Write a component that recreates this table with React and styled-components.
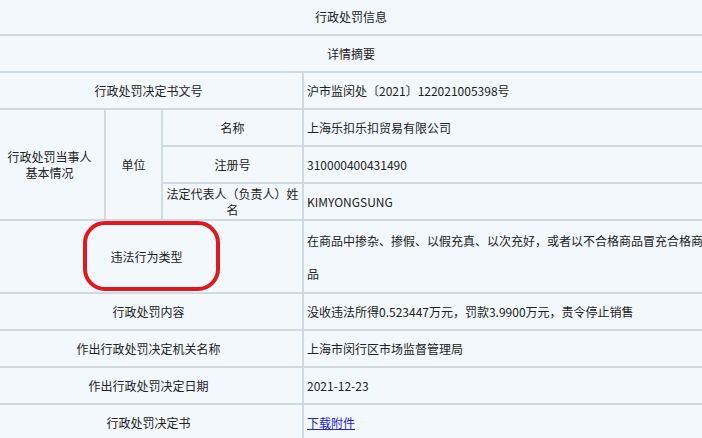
import React from "react";
import styled, { createGlobalStyle } from "styled-components";

const Global = createGlobalStyle`
  html, body { margin: 0; padding: 0; background: #f3f8fd; overflow: hidden; }
  body { font-family: "Noto Sans CJK SC", "Microsoft YaHei", sans-serif; font-size: 12px; color: #222; }
`;

const Page = styled.div`
  width: 702px;
  height: 438px;
  overflow: hidden;
  background: #f3f8fd;
`;

const Table = styled.table`
  border-collapse: collapse;
  table-layout: fixed;
  width: 714px;
  margin: -3px 0 0 -7px;
  background: #f3f8fd;
`;

const HeadCell = styled.th`
  height: 35px;
  padding: 0;
  border: 2px solid #cfdae3;
  font-weight: normal;
  text-align: center;
  line-height: 16px;
`;

const Label = styled.td`
  height: ${(p) => p.$h || 35}px;
  padding: 0 3px;
  border: 2px solid #cfdae3;
  text-align: center;
  vertical-align: middle;
  line-height: 16px;
`;

const Value = styled.td`
  height: ${(p) => p.$h || 35}px;
  padding: 0 4px 0 3px;
  border: 2px solid #cfdae3;
  text-align: left;
  vertical-align: middle;
  line-height: 33px;
`;

const Marked = styled.span`
  position: relative;
  display: inline-block;
  margin-left: -4px;
`;

const Ring = styled.span`
  position: absolute;
  left: -27px;
  top: -28px;
  width: 137px;
  height: 70px;
  box-sizing: border-box;
  border: 4px solid #e0191f;
  border-radius: 22px;
  pointer-events: none;
`;

const Link = styled.a`
  color: #2424c8;
  text-decoration: underline;
`;

export default function App() {
  return (
    <Page>
      <Global />
      <Table>
        <colgroup>
          <col style={{ width: 111 }} />
          <col style={{ width: 57 }} />
          <col style={{ width: 141 }} />
          <col style={{ width: 405 }} />
        </colgroup>
        <tbody>
          <tr>
            <HeadCell colSpan={4}>行政处罚信息</HeadCell>
          </tr>
          <tr>
            <HeadCell colSpan={4}>详情摘要</HeadCell>
          </tr>
          <tr>
            <Label colSpan={3}>行政处罚决定书文号</Label>
            <Value>沪市监闵处〔2021〕122021005398号</Value>
          </tr>
          <tr>
            <Label rowSpan={3}>
              行政处罚当事人
              <br />
              基本情况
            </Label>
            <Label rowSpan={3}>单位</Label>
            <Label>名称</Label>
            <Value>上海乐扣乐扣贸易有限公司</Value>
          </tr>
          <tr>
            <Label>注册号</Label>
            <Value>310000400431490</Value>
          </tr>
          <tr>
            <Label>
              法定代表人（负责人）姓
              <br />名
            </Label>
            <Value>KIMYONGSUNG</Value>
          </tr>
          <tr>
            <Label colSpan={3} $h={71}>
              <Marked>
                违法行为类型
                <Ring />
              </Marked>
            </Label>
            <Value $h={71}>在商品中掺杂、掺假、以假充真、以次充好，或者以不合格商品冒充合格商品</Value>
          </tr>
          <tr>
            <Label colSpan={3}>行政处罚内容</Label>
            <Value>没收违法所得0.523447万元，罚款3.9900万元，责令停止销售</Value>
          </tr>
          <tr>
            <Label colSpan={3}>作出行政处罚决定机关名称</Label>
            <Value>上海市闵行区市场监督管理局</Value>
          </tr>
          <tr>
            <Label colSpan={3}>作出行政处罚决定日期</Label>
            <Value>2021-12-23</Value>
          </tr>
          <tr>
            <Label colSpan={3}>行政处罚决定书</Label>
            <Value>
              <Link href="#">下载附件</Link>
            </Value>
          </tr>
        </tbody>
      </Table>
    </Page>
  );
}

#####

> [To do]
Exclude every picture and copy the remaining data exactly.

> [Solution to this problem]
Write a component that recreates this table with React and styled-components.
import React from "react";
import styled, { createGlobalStyle } from "styled-components";

const Global = createGlobalStyle`
  html, body { margin: 0; padding: 0; background: #f3f8fd; overflow: hidden; }
  body { font-family: "Noto Sans CJK SC", "Microsoft YaHei", sans-serif; font-size: 12px; color: #222; }
`;

const Page = styled.div`
  width: 702px;
  height: 438px;
  overflow: hidden;
  background: #f3f8fd;
`;

const Table = styled.table`
  border-collapse: collapse;
  table-layout: fixed;
  width: 714px;
  margin: -3px 0 0 -7px;
  background: #f3f8fd;
`;

const HeadCell = styled.th`
  height: 35px;
  padding: 0;
  border: 2px solid #cfdae3;
  font-weight: normal;
  text-align: center;
  line-height: 16px;
`;

const Label = styled.td`
  height: ${(p) => p.$h || 35}px;
  padding: 0 3px;
  border: 2px solid #cfdae3;
  text-align: center;
  vertical-align: middle;
  line-height: 16px;
`;

const Value = styled.td`
  height: ${(p) => p.$h || 35}px;
  padding: 0 4px 0 3px;
  border: 2px solid #cfdae3;
  text-align: left;
  vertical-align: middle;
  line-height: 33px;
`;

const Marked = styled.span`
  position: relative;
  display: inline-block;
  margin-left: -4px;
`;

const Ring = styled.span`
  position: absolute;
  left: -27px;
  top: -28px;
  width: 137px;
  height: 70px;
  box-sizing: border-box;
  border: 4px solid #e0191f;
  border-radius: 22px;
  pointer-events: none;
`;

const Link = styled.a`
  color: #2424c8;
  text-decoration: underline;
`;

export default function App() {
  return (
    <Page>
      <Global />
      <Table>
        <colgroup>
          <col style={{ width: 111 }} />
          <col style={{ width: 57 }} />
          <col style={{ width: 141 }} />
          <col style={{ width: 405 }} />
        </colgroup>
        <tbody>
          <tr>
            <HeadCell colSpan={4}>行政处罚信息</HeadCell>
          </tr>
          <tr>
            <HeadCell colSpan={4}>详情摘要</HeadCell>
          </tr>
          <tr>
            <Label colSpan={3}>行政处罚决定书文号</Label>
            <Value>沪市监闵处〔2021〕122021005398号</Value>
          </tr>
          <tr>
            <Label rowSpan={3}>
              行政处罚当事人
              <br />
              基本情况
            </Label>
            <Label rowSpan={3}>单位</Label>
            <Label>名称</Label>
            <Value>上海乐扣乐扣贸易有限公司</Value>
          </tr>
          <tr>
            <Label>注册号</Label>
            <Value>310000400431490</Value>
          </tr>
          <tr>
            <Label>
              法定代表人（负责人）姓
              <br />名
            </Label>
            <Value>KIMYONGSUNG</Value>
          </tr>
          <tr>
            <Label colSpan={3} $h={71}>
              <Marked>
                违法行为类型
                <Ring />
              </Marked>
            </Label>
            <Value $h={71}>在商品中掺杂、掺假、以假充真、以次充好，或者以不合格商品冒充合格商品</Value>
          </tr>
          <tr>
            <Label colSpan={3}>行政处罚内容</Label>
            <Value>没收违法所得0.523447万元，罚款3.9900万元，责令停止销售</Value>
          </tr>
          <tr>
            <Label colSpan={3}>作出行政处罚决定机关名称</Label>
            <Value>上海市闵行区市场监督管理局</Value>
          </tr>
          <tr>
            <Label colSpan={3}>作出行政处罚决定日期</Label>
            <Value>2021-12-23</Value>
          </tr>
          <tr>
            <Label colSpan={3}>行政处罚决定书</Label>
            <Value>
              <Link href="#">下载附件</Link>
            </Value>
          </tr>
        </tbody>
      </Table>
    </Page>
  );
}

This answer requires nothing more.